% Generated by roxygen2: do not edit by hand
% Please edit documentation in R/tm_clean.R
\name{tm_clean}
\alias{tm_clean}
\title{Clean subject line text prior to analysis}
\usage{
tm_clean(data, token = "words", stopwords = NULL, ...)
}
\arguments{
\item{data}{A Meeting Query dataset in the form of a data frame.}

\item{token}{A character vector accepting either \code{"words"} or \code{"ngrams"},
determining type of tokenisation to return.}

\item{stopwords}{A character vector OR a single-column data frame labelled
\code{'word'} containing custom stopwords to remove.}

\item{...}{Additional parameters to pass to \code{tidytext::unnest_tokens()}.}
}
\value{
data frame with two columns:
\itemize{
\item \code{line}
\item \code{word}
}
}
\description{
This function processes the \code{Subject} column in a Meeting Query by applying
tokenisation using\code{tidytext::unnest_tokens()}, and removing any stopwords
supplied in a data frame (using the argument \code{stopwords}).

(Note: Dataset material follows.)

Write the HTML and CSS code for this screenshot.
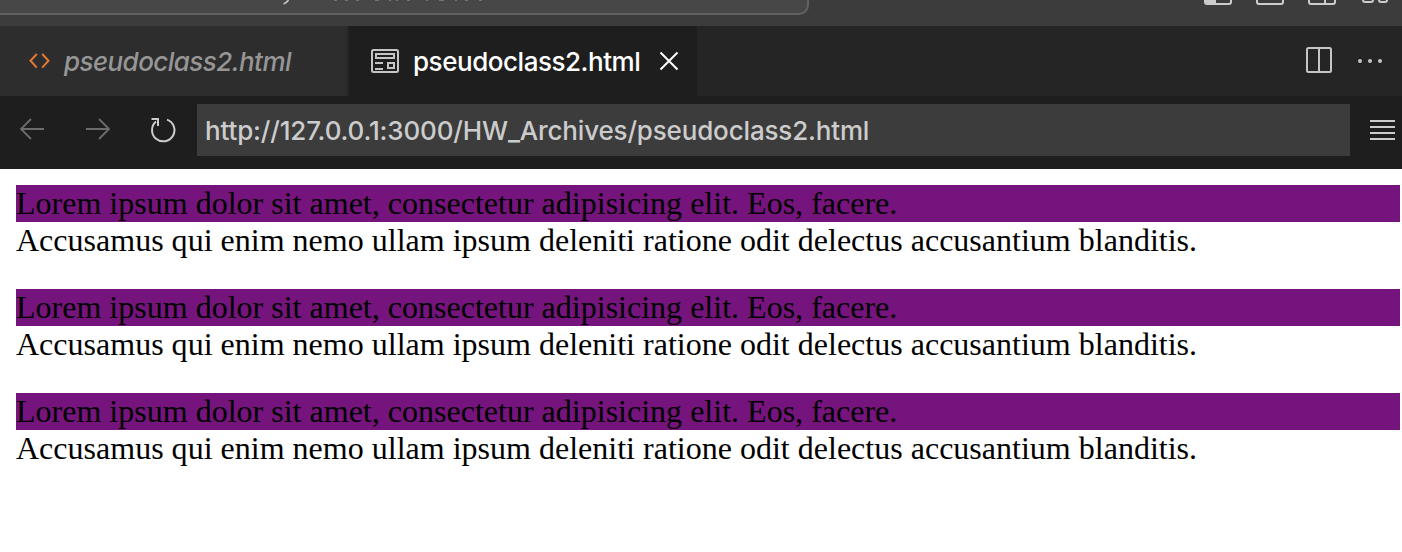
FILE: index.html
```html
<!DOCTYPE html>
<html lang="en">
<head>
<meta charset="utf-8">
<title>pseudoclass2.html</title>
<link rel="stylesheet" href="styles.css">
</head>
<body>
<header class="titlebar">
  <div class="command-center">
    <svg class="title-remnant" width="520" height="6" viewBox="0 0 520 6"><path d="M288.5 0Q286 3.5 283.5 3.8" fill="none" stroke="#c4c4c4" stroke-width="1.8"/><path d="M334 .4h3M345 .4h3M356 .4h3M375 .4h4M389 .4h2M396 .4h2M407 .4h3M426 .4h2M439 .4h5M455 .4h2M465 .4h3M479 .4h3" stroke="#888" stroke-width=".8"/></svg>
  </div>
  <svg class="layout-controls" width="190" height="6" viewBox="0 0 190 6" fill="none" stroke="#ccc" stroke-width="2"><path d="M0 0V2q0 2 2 2H24q2 0 2-2V0"/><path d="M0 0H11V4H2z" fill="#ccc" stroke="none"/><path d="M52 0V2q0 2 2 2H76q2 0 2-2V0M104 0V2q0 2 2 2H128q2 0 2-2V0M120 0V4M158 0q0 2 2 2h6q2 0 2-2M174 0q0 2 2 2h4q2 0 2-2"/></svg>
</header>
<nav class="tabs">
  <div class="tab tab-preview">
    <svg class="code-icon" width="22" height="18" viewBox="0 0 22 18" fill="none" stroke="#e37933" stroke-width="2"><path d="M8.8 2L2.5 8.8l6.3 6.8M14.2 2l6.3 6.8-6.3 6.8"/></svg>
    <span class="tab-label">pseudoclass2.html</span>
  </div>
  <div class="tab tab-active">
    <svg class="preview-icon" width="28" height="24" viewBox="0 0 28 24" fill="none" stroke="#c5c5c5" stroke-width="2"><rect x="1" y="1" width="26" height="22" rx="1.5"/><path d="M5 5H23V9H5zM4 14H12M4 20H12M17 14H23V19H17z"/></svg>
    <span class="tab-label">pseudoclass2.html</span>
    <svg class="close-icon" width="20" height="20" viewBox="0 0 20 20" fill="none" stroke="#fff" stroke-width="2"><path d="M1.5 1.5l17 17M18.5 1.5l-17 17"/></svg>
  </div>
  <div class="tab-actions">
    <svg width="26" height="26" viewBox="0 0 26 26" fill="none" stroke="#c5c5c5" stroke-width="2"><rect x="1" y="1" width="24" height="24" rx="1.5"/><path d="M13 1V25"/></svg>
    <svg width="26" height="26" viewBox="0 0 26 26" fill="#c5c5c5"><circle cx="3" cy="14" r="2"/><circle cx="13" cy="14" r="2"/><circle cx="23" cy="14" r="2"/></svg>
  </div>
</nav>
<div class="toolbar">
  <svg class="nav-icons" width="197" height="52" viewBox="0 0 197 52" fill="none" stroke-width="1.8"><path d="M44 25H21M31 15L21 25l10 10M86 25h23M99 15l10 10-10 10" stroke="#6c6c6c"/><path d="M167 15.6A11.2 11.2 0 1 1 156 17.6M151.5 15H158V22" stroke="#ccc" stroke-width="2"/></svg>
  <div class="address"><span class="url">http://127.0.0.1:3000/HW_Archives/pseudoclass2.html</span></div>
  <svg class="menu-icon" width="25" height="22" viewBox="0 0 25 22" stroke="#ccc" stroke-width="2"><path d="M0 2H25M0 8H25M0 14H25M0 20H25"/></svg>
</div>
<main class="page">
  <p class="entry"><span class="first-line">Lorem ipsum dolor sit amet, consectetur adipisicing elit. Eos, facere.</span><span class="line">Accusamus qui enim nemo ullam ipsum deleniti ratione odit delectus accusantium blanditis.</span></p>
  <p class="entry"><span class="first-line">Lorem ipsum dolor sit amet, consectetur adipisicing elit. Eos, facere.</span><span class="line">Accusamus qui enim nemo ullam ipsum deleniti ratione odit delectus accusantium blanditis.</span></p>
  <p class="entry"><span class="first-line">Lorem ipsum dolor sit amet, consectetur adipisicing elit. Eos, facere.</span><span class="line">Accusamus qui enim nemo ullam ipsum deleniti ratione odit delectus accusantium blanditis.</span></p>
</main>
</body>
</html>
```
FILE: styles.css
```css
* { box-sizing: border-box; }
body { margin: 0; height: 552px; overflow: hidden; background: #fff; font-family: Inter, "Liberation Sans", sans-serif; }
svg { display: block; flex: none; overflow: visible; }
.titlebar { height: 26px; background: #3c3c3c; display: flex; justify-content: space-between; align-items: flex-start; overflow: hidden; }
.command-center { width: 809px; height: 15px; background: #474747; border: solid #616161; border-width: 0 2px 2px 0; border-bottom-right-radius: 10px; }
.layout-controls { margin-right: 7px; }
.tabs { height: 70px; background: #252526; display: flex; }
.tab { display: flex; align-items: center; height: 70px; white-space: nowrap; font-size: 26px; line-height: 36px; font-weight: 500; }
.tab-label { padding-top: 2px; }
.tab-preview { width: 349px; padding-left: 28px; background: #2d2d2d; border-right: 2px solid #252526; color: #969696; font-style: italic; }
.code-icon { margin-right: 14px; }
.tab-preview .tab-label { letter-spacing: -0.55px; }
.tab-active { width: 348px; padding-left: 22px; background: #1e1e1e; color: #fff; }
.tab-active .tab-label { width: 228px; letter-spacing: -0.46px; }
.preview-icon { margin-right: 14px; }
.close-icon { margin-left: 18px; }
.tab-actions { margin-left: auto; padding: 0 19px 2px 0; display: flex; align-items: center; gap: 25px; }
.toolbar { height: 73px; padding: 8px 7px 13px 0; background: #1e1e1e; display: flex; align-items: center; }
.address { width: 1153px; height: 52px; padding-left: 8px; background: #3c3c3c; color: #ccc; display: flex; align-items: center; font-size: 26px; font-weight: 500; }
.url { white-space: nowrap; letter-spacing: -0.16px; }
.menu-icon { margin-left: auto; }
.page { padding: 16px 2px 0 16px; font-family: "Liberation Serif", serif; font-size: 32px; color: #000; }
.entry { margin: 0 0 30px; }
.first-line, .line { display: block; height: 37px; line-height: 37px; white-space: nowrap; letter-spacing: 0.01px; }
.first-line { background: #75147c; }
```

This is a
sub-function that feeds into \code{tm_freq()}, \code{tm_cooc()}, and \code{tm_wordcloud()}.
The default is to return a data frame with tokenised counts of words or
ngrams.
}
\examples{
# words
tm_clean(mt_data)

# ngrams
tm_clean(mt_data, token = "ngrams")

}
\seealso{
Other Text-mining: 
\code{\link{meeting_tm_report}()},
\code{\link{pairwise_count}()},
\code{\link{subject_validate}()},
\code{\link{subject_validate_report}()},
\code{\link{tm_cooc}()},
\code{\link{tm_freq}()},
\code{\link{tm_wordcloud}()}
}
\concept{Text-mining}